Return exactly, and only, the lines from the one holding "Recreate this image as a component" through the one holding "FaTimes, FaUndo, FaRegQuestionCircle", both included; the pictures stay out.

**SUPPLIED MATERIAL:**

=====

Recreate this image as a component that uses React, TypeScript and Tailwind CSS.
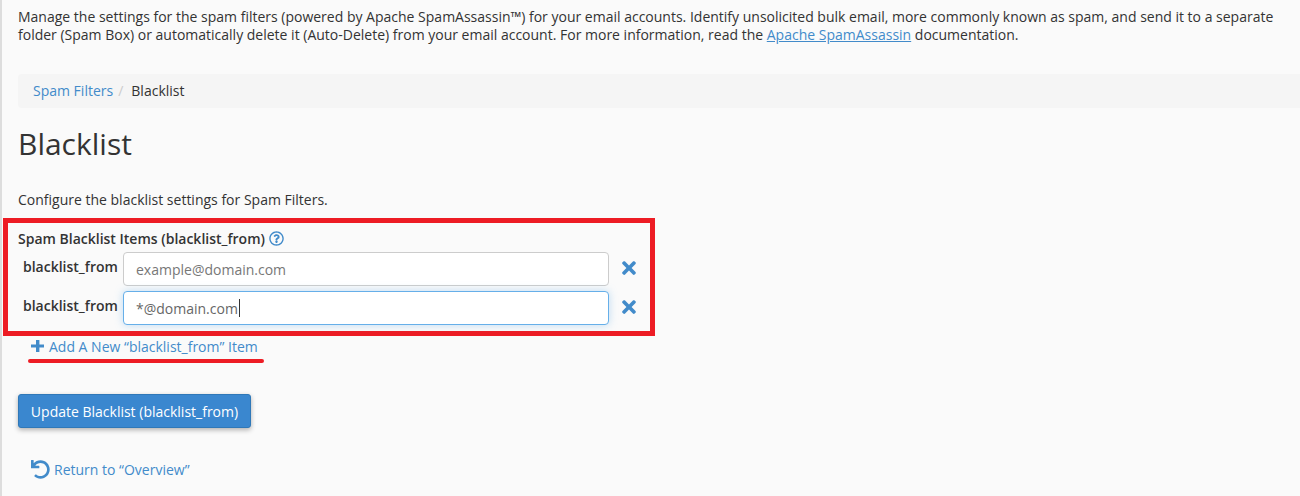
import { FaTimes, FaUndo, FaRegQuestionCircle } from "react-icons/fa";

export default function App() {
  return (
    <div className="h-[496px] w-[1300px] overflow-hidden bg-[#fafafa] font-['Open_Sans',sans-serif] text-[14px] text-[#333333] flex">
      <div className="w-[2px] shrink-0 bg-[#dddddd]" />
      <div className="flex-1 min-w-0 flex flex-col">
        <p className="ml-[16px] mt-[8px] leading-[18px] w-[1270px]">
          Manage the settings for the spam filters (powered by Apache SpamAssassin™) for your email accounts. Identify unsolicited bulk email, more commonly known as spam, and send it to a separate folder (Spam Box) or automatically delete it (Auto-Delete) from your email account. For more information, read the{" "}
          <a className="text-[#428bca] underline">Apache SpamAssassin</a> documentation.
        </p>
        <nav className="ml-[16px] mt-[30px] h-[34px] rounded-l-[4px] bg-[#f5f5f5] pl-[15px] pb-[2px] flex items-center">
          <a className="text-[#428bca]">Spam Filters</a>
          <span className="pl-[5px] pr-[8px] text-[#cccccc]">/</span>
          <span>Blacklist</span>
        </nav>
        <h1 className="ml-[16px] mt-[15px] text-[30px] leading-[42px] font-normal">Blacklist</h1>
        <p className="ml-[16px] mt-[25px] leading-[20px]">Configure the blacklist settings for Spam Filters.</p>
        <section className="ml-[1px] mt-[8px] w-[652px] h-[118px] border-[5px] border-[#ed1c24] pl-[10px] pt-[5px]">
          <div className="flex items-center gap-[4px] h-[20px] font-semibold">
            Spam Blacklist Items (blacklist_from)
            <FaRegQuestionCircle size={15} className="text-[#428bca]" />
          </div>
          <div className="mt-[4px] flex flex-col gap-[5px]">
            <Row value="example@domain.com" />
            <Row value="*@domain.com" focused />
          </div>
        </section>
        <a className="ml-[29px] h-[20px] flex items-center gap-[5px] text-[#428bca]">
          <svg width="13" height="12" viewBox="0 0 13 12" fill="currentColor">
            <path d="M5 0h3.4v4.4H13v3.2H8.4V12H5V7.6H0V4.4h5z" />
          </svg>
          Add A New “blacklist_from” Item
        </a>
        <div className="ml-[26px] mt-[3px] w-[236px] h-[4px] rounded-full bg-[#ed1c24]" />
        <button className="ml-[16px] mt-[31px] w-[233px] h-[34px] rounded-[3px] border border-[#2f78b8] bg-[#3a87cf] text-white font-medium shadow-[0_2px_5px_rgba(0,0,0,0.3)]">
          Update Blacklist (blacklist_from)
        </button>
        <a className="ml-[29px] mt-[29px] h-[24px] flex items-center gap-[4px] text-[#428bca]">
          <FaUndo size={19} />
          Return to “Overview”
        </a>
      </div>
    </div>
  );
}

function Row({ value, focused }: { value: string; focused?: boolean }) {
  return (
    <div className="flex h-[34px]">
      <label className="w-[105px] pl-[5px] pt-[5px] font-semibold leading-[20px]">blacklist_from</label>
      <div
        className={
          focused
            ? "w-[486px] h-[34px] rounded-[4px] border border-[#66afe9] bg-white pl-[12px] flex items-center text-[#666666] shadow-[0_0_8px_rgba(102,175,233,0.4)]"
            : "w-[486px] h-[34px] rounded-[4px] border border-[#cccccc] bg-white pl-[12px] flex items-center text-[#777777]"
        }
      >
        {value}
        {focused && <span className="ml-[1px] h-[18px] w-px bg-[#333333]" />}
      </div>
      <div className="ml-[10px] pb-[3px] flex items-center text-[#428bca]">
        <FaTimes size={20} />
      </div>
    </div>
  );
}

=====

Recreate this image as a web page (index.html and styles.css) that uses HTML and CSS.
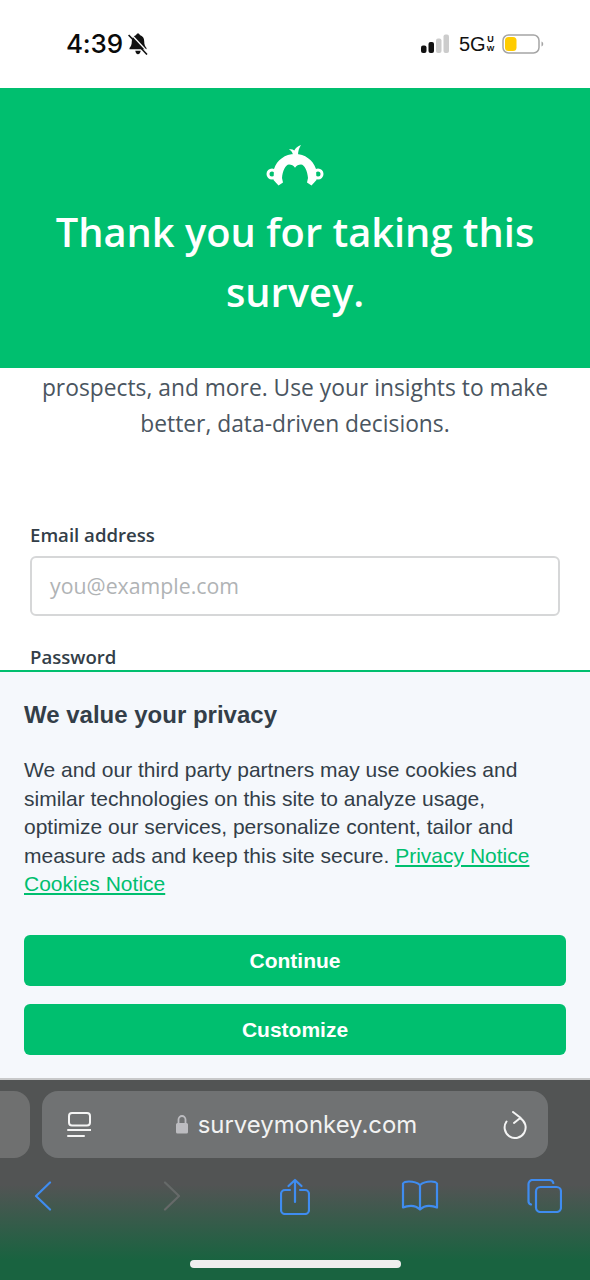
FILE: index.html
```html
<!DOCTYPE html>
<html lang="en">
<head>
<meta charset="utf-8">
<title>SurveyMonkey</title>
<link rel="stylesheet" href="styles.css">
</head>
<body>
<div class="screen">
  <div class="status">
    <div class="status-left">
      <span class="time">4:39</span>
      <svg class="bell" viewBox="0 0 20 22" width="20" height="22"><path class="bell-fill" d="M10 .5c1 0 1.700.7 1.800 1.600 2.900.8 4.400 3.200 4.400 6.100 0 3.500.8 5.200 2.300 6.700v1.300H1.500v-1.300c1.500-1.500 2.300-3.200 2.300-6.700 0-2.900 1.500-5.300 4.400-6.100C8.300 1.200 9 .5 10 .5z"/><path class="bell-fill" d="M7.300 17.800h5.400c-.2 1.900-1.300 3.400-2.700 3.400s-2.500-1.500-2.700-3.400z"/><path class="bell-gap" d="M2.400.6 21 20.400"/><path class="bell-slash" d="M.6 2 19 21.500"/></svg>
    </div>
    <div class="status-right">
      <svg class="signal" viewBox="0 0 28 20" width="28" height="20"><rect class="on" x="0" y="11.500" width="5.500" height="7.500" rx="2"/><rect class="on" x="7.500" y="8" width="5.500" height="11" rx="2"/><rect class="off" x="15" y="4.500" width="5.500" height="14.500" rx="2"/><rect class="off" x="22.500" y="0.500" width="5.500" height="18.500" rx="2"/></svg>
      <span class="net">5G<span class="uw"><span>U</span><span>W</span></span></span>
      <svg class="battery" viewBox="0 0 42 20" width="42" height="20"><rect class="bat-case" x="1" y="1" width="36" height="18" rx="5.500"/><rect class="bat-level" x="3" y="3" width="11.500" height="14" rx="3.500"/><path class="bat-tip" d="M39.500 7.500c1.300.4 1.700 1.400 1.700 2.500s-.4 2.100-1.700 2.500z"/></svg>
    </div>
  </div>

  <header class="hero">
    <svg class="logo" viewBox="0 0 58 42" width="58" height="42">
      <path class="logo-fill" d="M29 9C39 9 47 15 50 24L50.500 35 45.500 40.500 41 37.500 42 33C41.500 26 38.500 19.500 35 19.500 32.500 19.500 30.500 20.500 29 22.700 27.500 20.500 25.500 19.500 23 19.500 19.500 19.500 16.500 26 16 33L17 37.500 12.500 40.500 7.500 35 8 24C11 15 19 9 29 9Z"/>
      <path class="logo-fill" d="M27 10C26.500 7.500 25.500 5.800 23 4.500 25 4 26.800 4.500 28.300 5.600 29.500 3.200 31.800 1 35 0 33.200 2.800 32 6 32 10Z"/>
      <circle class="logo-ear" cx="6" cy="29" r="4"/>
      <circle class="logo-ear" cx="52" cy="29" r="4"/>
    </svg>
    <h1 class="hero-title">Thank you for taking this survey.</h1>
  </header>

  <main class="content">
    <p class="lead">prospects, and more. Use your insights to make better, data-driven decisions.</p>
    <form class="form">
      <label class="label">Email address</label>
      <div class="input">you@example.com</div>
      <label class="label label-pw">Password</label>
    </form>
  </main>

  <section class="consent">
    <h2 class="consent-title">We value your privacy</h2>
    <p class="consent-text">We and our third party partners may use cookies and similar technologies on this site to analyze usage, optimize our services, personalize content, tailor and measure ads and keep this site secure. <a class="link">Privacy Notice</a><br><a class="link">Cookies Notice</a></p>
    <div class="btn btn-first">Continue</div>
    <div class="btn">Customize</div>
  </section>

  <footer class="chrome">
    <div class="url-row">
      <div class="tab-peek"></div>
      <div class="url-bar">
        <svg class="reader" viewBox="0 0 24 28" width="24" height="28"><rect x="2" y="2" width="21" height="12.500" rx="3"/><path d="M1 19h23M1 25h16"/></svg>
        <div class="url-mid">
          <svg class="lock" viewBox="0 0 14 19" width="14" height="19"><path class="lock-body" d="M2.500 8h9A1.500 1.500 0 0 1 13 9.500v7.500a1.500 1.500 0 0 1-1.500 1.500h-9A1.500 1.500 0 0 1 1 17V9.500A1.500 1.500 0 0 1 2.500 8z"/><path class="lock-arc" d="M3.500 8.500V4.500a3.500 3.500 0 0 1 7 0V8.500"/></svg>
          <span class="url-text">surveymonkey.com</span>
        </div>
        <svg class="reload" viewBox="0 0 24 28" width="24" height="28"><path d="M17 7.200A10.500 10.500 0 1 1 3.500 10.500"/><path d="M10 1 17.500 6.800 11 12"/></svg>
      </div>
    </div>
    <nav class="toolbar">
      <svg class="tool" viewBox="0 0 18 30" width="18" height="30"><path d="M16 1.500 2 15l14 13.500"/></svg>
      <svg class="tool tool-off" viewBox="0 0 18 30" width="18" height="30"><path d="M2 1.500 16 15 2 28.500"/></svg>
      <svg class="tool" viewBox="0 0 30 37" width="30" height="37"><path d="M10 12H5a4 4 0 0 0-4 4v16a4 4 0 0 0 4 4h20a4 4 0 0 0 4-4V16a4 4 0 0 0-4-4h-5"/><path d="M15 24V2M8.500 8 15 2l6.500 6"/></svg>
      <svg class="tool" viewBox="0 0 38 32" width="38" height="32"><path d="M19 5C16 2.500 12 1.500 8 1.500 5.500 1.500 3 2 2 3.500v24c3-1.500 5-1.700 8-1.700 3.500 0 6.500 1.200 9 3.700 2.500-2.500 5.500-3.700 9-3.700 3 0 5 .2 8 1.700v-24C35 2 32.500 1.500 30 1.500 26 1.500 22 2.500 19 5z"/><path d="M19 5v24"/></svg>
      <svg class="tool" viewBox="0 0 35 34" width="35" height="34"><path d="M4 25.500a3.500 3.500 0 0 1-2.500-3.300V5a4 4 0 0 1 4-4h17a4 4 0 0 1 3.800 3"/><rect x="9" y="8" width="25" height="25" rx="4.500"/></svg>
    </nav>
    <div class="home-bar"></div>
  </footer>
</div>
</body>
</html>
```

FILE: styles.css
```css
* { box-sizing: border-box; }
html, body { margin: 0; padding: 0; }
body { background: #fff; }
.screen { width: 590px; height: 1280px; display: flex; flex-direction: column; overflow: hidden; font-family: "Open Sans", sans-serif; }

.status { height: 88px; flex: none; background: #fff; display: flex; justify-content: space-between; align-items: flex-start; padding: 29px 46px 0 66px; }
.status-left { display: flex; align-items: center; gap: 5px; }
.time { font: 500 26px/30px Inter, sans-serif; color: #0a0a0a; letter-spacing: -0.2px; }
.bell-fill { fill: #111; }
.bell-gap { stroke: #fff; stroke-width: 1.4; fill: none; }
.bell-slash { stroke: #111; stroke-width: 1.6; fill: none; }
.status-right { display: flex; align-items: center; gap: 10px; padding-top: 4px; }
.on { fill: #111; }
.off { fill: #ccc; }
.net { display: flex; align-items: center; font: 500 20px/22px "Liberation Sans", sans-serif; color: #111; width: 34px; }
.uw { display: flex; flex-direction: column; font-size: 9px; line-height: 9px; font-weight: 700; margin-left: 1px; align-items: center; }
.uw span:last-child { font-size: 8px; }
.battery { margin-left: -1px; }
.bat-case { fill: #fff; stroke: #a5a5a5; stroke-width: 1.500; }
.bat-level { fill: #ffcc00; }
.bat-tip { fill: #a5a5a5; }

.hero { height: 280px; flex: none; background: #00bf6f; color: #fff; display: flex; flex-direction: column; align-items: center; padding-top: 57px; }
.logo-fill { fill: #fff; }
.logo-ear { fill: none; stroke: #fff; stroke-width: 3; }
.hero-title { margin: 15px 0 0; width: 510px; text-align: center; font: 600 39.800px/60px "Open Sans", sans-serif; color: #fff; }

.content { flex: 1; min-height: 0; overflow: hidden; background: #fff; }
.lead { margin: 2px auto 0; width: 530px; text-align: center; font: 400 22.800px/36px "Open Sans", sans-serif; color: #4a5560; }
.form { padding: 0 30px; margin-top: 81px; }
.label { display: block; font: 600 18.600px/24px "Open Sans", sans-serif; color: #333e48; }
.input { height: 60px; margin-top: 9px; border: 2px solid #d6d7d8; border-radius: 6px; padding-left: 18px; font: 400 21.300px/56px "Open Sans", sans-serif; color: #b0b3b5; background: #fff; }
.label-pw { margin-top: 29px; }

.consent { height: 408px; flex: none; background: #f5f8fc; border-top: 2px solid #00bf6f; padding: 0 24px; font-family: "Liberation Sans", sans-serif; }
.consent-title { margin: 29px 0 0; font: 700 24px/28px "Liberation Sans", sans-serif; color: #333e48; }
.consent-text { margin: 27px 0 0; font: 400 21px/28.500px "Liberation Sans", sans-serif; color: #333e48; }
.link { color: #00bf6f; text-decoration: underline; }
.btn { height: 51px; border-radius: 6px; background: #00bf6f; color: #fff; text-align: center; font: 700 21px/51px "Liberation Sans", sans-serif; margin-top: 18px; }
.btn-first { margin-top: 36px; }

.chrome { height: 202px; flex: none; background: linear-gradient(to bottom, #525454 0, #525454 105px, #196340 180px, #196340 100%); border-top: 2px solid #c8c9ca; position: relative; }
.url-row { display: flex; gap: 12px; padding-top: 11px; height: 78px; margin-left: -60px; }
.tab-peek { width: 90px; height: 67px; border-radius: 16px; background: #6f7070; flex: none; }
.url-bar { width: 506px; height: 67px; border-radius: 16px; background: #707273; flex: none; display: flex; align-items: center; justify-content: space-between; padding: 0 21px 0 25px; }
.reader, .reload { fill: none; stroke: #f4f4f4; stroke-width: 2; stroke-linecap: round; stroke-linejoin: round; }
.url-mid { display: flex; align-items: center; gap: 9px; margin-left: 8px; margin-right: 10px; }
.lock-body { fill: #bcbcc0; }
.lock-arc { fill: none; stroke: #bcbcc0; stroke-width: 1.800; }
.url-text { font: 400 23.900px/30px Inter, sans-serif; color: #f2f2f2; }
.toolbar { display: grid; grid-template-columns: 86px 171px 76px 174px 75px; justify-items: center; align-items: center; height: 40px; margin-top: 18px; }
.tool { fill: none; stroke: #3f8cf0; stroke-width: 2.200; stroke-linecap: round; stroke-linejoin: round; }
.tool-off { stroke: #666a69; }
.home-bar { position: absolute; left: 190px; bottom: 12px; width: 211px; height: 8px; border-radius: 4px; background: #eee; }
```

=====

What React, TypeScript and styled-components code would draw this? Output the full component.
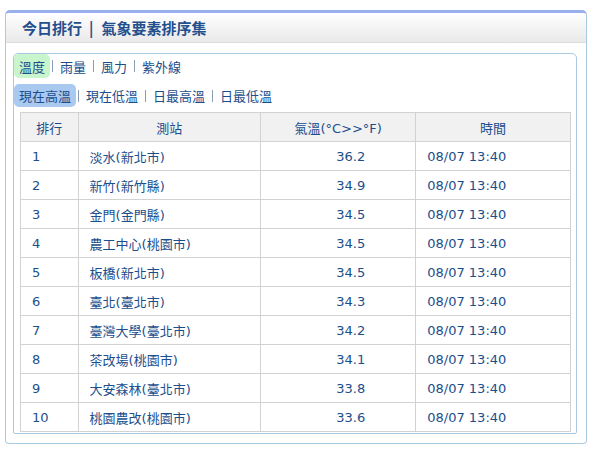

=====

**RESPONSE TO THE TASK:**
Recreate this image as a component that uses React, TypeScript and Tailwind CSS.
import { FaTimes, FaUndo, FaRegQuestionCircle } from "react-icons/fa";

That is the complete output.